## [Short exercise]
Find every line below that contains the word "React" and copy it out.

>> Begin Source material

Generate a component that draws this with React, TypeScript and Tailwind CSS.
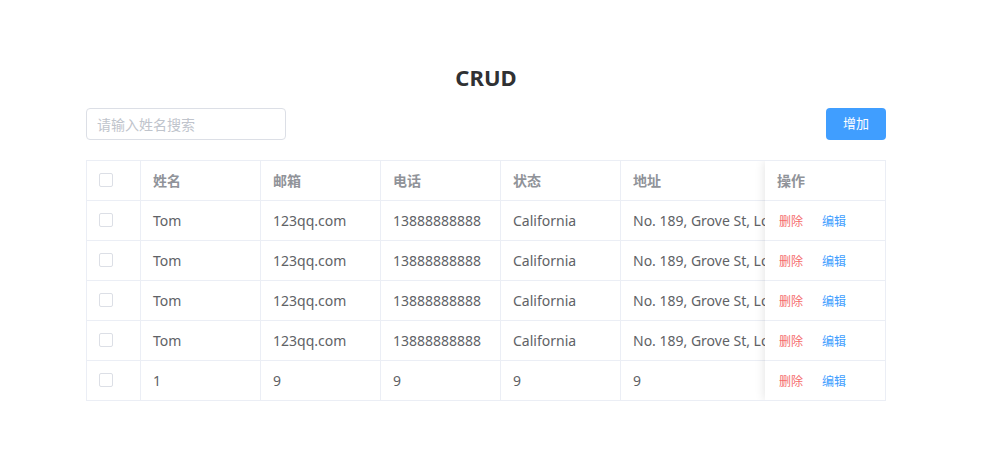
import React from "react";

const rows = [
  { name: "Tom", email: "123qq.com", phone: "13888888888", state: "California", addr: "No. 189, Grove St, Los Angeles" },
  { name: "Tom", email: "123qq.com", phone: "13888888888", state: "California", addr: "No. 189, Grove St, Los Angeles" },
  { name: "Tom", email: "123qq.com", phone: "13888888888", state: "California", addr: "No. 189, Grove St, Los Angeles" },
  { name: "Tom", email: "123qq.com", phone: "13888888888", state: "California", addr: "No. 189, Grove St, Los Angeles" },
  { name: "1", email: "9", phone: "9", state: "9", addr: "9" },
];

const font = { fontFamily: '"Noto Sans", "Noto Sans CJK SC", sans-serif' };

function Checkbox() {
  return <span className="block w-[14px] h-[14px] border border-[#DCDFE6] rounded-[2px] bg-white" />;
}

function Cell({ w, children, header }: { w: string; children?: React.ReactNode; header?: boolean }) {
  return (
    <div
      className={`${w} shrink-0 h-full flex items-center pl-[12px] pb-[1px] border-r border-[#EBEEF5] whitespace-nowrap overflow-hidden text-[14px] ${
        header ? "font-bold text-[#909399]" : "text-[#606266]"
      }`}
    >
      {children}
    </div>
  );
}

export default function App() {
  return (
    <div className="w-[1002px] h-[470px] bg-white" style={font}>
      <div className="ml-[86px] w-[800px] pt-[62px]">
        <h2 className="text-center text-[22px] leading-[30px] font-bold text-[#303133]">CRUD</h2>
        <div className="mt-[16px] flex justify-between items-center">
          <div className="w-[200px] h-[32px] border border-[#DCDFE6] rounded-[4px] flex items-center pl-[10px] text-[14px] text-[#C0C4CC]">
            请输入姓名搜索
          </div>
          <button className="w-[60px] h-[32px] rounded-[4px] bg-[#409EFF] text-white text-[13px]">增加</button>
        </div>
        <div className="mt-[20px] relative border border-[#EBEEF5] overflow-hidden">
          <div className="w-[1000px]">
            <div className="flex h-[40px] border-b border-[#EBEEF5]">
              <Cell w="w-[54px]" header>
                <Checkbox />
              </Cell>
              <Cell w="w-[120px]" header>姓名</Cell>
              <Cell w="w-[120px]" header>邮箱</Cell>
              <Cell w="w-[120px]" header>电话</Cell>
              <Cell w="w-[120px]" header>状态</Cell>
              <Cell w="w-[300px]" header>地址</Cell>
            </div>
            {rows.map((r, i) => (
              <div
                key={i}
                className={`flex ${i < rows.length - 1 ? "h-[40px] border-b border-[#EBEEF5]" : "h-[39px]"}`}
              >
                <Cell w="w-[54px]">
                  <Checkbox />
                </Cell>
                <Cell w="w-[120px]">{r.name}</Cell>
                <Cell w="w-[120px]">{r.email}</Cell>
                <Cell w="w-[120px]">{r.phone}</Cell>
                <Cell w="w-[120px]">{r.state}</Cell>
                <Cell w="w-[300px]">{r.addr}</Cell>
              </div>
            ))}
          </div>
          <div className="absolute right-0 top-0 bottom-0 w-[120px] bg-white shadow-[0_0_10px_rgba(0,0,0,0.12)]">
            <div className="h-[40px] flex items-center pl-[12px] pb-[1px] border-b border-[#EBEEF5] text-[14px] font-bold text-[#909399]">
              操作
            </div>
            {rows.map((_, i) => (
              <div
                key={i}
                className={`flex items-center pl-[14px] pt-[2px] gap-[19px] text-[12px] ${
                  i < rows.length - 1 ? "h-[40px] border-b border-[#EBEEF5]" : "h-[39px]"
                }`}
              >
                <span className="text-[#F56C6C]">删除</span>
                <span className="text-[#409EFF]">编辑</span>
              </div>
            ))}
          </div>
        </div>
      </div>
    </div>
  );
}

>> End Source material

## [In response]
Generate a component that draws this with React, TypeScript and Tailwind CSS.
import React from "react";
function Cell({ w, children, header }: { w: string; children?: React.ReactNode; header?: boolean }) {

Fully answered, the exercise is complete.